Opinions

Senior Reflection

By: Dan Galal

As a wise man once said: “time moves in minutes, and these minutes can be broken up into seconds, and even microseconds, if you can think that fast.” Now that I’ve included an inspiration quote meditating on the concept and elusiveness of time, I can discuss my four years at JCHS. 

In all seriousness, graduating in a few weeks is an interesting feeling. For some reason, it doesn’t feel very important. Yes, I understand that my high school graduation is technically a very important event; it is the culmination of years of work and it will allow me fulfill the “high school diploma” requirement on job applications. However, the weight of the occasion hasn’t hit me yet. Maybe it will soon, who knows. Despite this, high school itself was certainly a transformative experience for me. I learned more about myself, about others, about how to learn and think, how to have fun; high school is definitely an example of the journey being more impactful than the result. 

As a freshman I came in with a few goals. I wanted to, for one, iron out my image; as the self-admitted weirdo in middle school, I wanted to salvage my reputation a bit. I also wanted to improve academically, both a personal goal and a partial result of outside pressure. I spent my first year nervously attacking both goals. Studying and academics became more of a focus, and I guess that meant I had less time to be weird. In retrospect, I probably spent too much time thinking and worrying about school, and this continued into sophomore year. 
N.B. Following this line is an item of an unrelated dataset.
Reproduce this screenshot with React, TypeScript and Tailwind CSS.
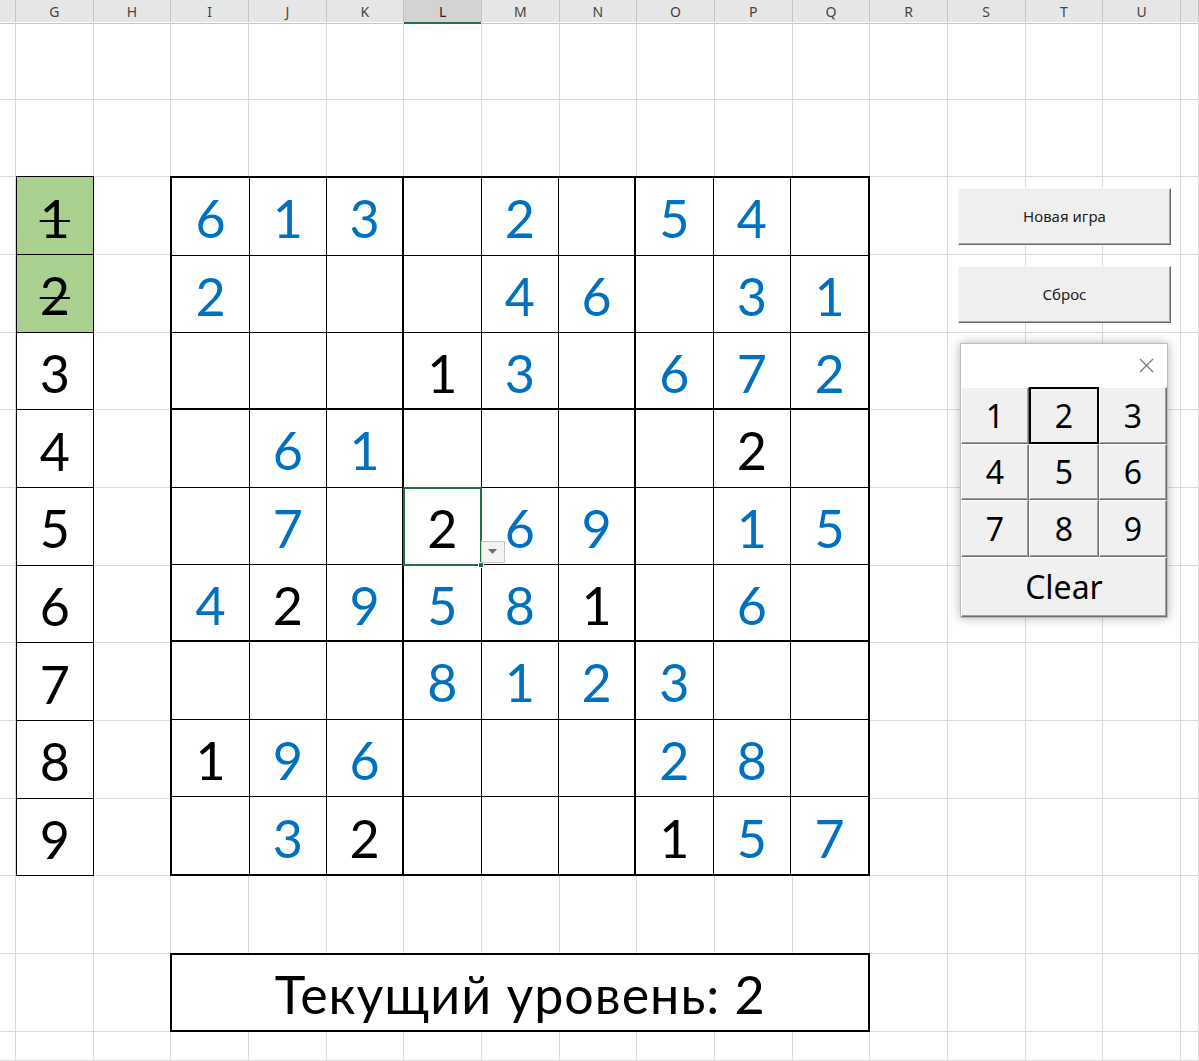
import React from "react";

const COLS = ["", "G", "H", "I", "J", "K", "L", "M", "N", "O", "P", "Q", "R", "S", "T", "U", ""];

// "k" suffix = digit typed by the player (black), otherwise a given (blue)
const BOARD = [
  ["6", "1", "3", "", "2", "", "5", "4", ""],
  ["2", "", "", "", "4", "6", "", "3", "1"],
  ["", "", "", "1k", "3", "", "6", "7", "2"],
  ["", "6", "1", "", "", "", "", "2k", ""],
  ["", "7", "", "2k", "6", "9", "", "1", "5"],
  ["4", "2k", "9", "5", "8", "1k", "", "6", ""],
  ["", "", "", "8", "1", "2", "3", "", ""],
  ["1k", "9", "6", "", "", "", "2", "8", ""],
  ["", "3", "2k", "", "", "", "1k", "5", "7"],
];

const USED = [1, 2];

const cellFont = "font-['Lato','Open_Sans',sans-serif] text-[52px] leading-none";

function Header() {
  return (
    <div className="grid h-[22px] grid-cols-[16px_repeat(15,77.67px)_1fr] bg-[#e6e6e6]">
      {COLS.map((c, i) =>
        c === "L" ? (
          <div
            key={i}
            className="flex items-center justify-center border-r border-b-2 border-r-[#c4c4c4] border-b-[#217346] bg-[#d3d3d3] pt-[1px] text-[14px] text-[#222]"
          >
            {c}
          </div>
        ) : (
          <div
            key={i}
            className="flex items-center justify-center border-r border-b border-[#c4c4c4] text-[14px] text-[#444]"
          >
            {c}
          </div>
        )
      )}
    </div>
  );
}

function Board() {
  return (
    <div className="col-start-4 col-span-9 row-start-3 row-span-9 z-10 -mt-[1px] -ml-[1px] grid grid-cols-9 grid-rows-9 border-2 border-black bg-white">
      {BOARD.map((row, r) =>
        row.map((v, c) => {
          const right = c === 8 ? "" : c === 2 || c === 5 ? "border-r-2" : "border-r";
          const bottom = r === 8 ? "" : r === 2 || r === 5 ? "border-b-2" : "border-b";
          const own = v.endsWith("k");
          return (
            <div
              key={`${r}-${c}`}
              className={`flex items-center justify-center border-black pt-[4px] ${right} ${bottom} ${cellFont} ${
                own ? "text-black" : "text-[#0070c0]"
              }`}
            >
              {v.replace("k", "")}
            </div>
          );
        })
      )}
    </div>
  );
}

function Picked() {
  return (
    <div className="col-start-2 row-start-3 row-span-9 z-10 -mt-[1px] flex flex-col border border-black bg-white">
      {[1, 2, 3, 4, 5, 6, 7, 8, 9].map((n) => (
        <div
          key={n}
          className={`flex flex-1 items-center justify-center pt-[4px] ${n < 9 ? "border-b border-black" : ""} ${
            USED.includes(n) ? "bg-[#a9d08e] line-through decoration-[2px]" : ""
          } ${cellFont}`}
        >
          {n}
        </div>
      ))}
    </div>
  );
}

function KeyButton({ label, focused, wide }: { label: string; focused?: boolean; wide?: boolean }) {
  return (
    <button
      className={`flex items-center justify-center bg-[#f0f0f0] font-['Noto_Sans',sans-serif] text-[32px] leading-none text-black ${
        wide ? "col-span-3" : ""
      } ${
        focused
          ? "border-2 border-black"
          : "border border-t-white border-l-white border-r-[#6e6e6e] border-b-[#6e6e6e] shadow-[inset_-1px_-1px_0_#a0a0a0]"
      }`}
    >
      {label}
    </button>
  );
}

export default function App() {
  const cells = [];
  for (let r = 0; r < 14; r++) {
    for (let c = 0; c < 17; c++) {
      cells.push(
        <div
          key={`g-${r}-${c}`}
          className="border-r border-b border-[#dadada]"
          style={{ gridRow: r + 1, gridColumn: c + 1 }}
        />
      );
    }
  }

  return (
    <div className="relative h-[1061px] w-[1199px] overflow-hidden bg-white font-['Noto_Sans',sans-serif]">
      <Header />
      <div className="grid grid-cols-[16px_repeat(15,77.67px)_1fr] grid-rows-[repeat(13,77.67px)_1fr] h-[1039px]">
        {cells}
        <Picked />
        <Board />

        {/* active cell */}
        <div className="col-start-7 row-start-7 z-20 relative -mt-[1px] -ml-[1px] border-2 border-[#217346]">
          <div className="absolute -right-[4px] -bottom-[4px] h-[6px] w-[6px] border border-white bg-[#217346]" />
          <div className="absolute left-[calc(100%+1px)] top-[52px] flex h-[22px] w-[24px] items-center justify-center border border-[#c6c6c6] bg-[#f3f3f3]">
            <svg width="9" height="5" viewBox="0 0 9 5">
              <path d="M0 0h9L4.5 5z" fill="#6d6d6d" />
            </svg>
          </div>
        </div>

        <div
          className={`col-start-4 col-span-9 row-start-13 z-10 -mt-[1px] -ml-[1px] flex items-center justify-center border-2 border-black bg-white pt-[4px] tracking-[1px] text-black ${cellFont}`}
        >
          Текущий уровень: 2
        </div>
      </div>

      {/* sheet buttons */}
      <div className="absolute left-[958px] top-[188px] flex w-[213px] flex-col gap-[21px]">
        {["Новая игра", "Сброс"].map((t) => (
          <button
            key={t}
            className="flex h-[57px] items-center justify-center border border-t-[#f8f8f8] border-l-[#f8f8f8] border-r-[#6a6a6a] border-b-[#6a6a6a] bg-[#efefef] text-[15px] text-[#222] shadow-[inset_-1px_-1px_0_#a8a8a8]"
          >
            {t}
          </button>
        ))}
      </div>

      {/* floating keypad form */}
      <div className="absolute left-[960px] top-[343px] w-[208px] border border-[#bdbdbd] bg-white shadow-[0_0_10px_rgba(0,0,0,0.3)]">
        <div className="flex h-[43px] items-center justify-end pr-[13px]">
          <svg width="15" height="15" viewBox="0 0 15 15">
            <path d="M1 1L14 14M14 1L1 14" stroke="#7a7a7a" strokeWidth="1.3" />
          </svg>
        </div>
        <div className="grid grid-cols-[68px_70px_1fr] grid-rows-[57px_56px_57px_60px]">
          {["1", "2", "3", "4", "5", "6", "7", "8", "9"].map((n) => (
            <KeyButton key={n} label={n} focused={n === "2"} />
          ))}
          <KeyButton label="Clear" wide />
        </div>
      </div>
    </div>
  );
}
At the end of sophomore year, I first began exhibiting symptoms of early-onset senioritis. Not to say I stopped caring about school, but I think I made the wise decision to allow myself to mess up. This made me more interested in my schoolwork than ever; class is more interesting when you forget about the reading quiz and instead just enjoy the reading. I also started getting involved in more extracurricular activities during my junior year. I started writing for The Caldron, joined some clubs, and got a part-time job. These experiences taught me valuable lessons that hold equal importance to my academic experience. What you do outside of school is just as valuable as what you put into the classroom. 

Any piece of writing from 2021 wouldn’t be complete without COVID-19. The lockdowns and subsequent Zoom school was a case study in how important personal relationships are to the high school experience. Class is more engaging and oftentimes benefits from being with your peers. As we reopen to a fully in-person experience, I think we can all appreciate the value of learning in a class, not from your bed. 

I’m excited to move on from JCHS but will look back fondly on my four years here. The faculty and students here have given me a lot of great experiences and amusing anecdotes. And outside of the classroom, all my experiences with friends—from the meaningful to the profoundly stupid—I’ll look on back with fondness.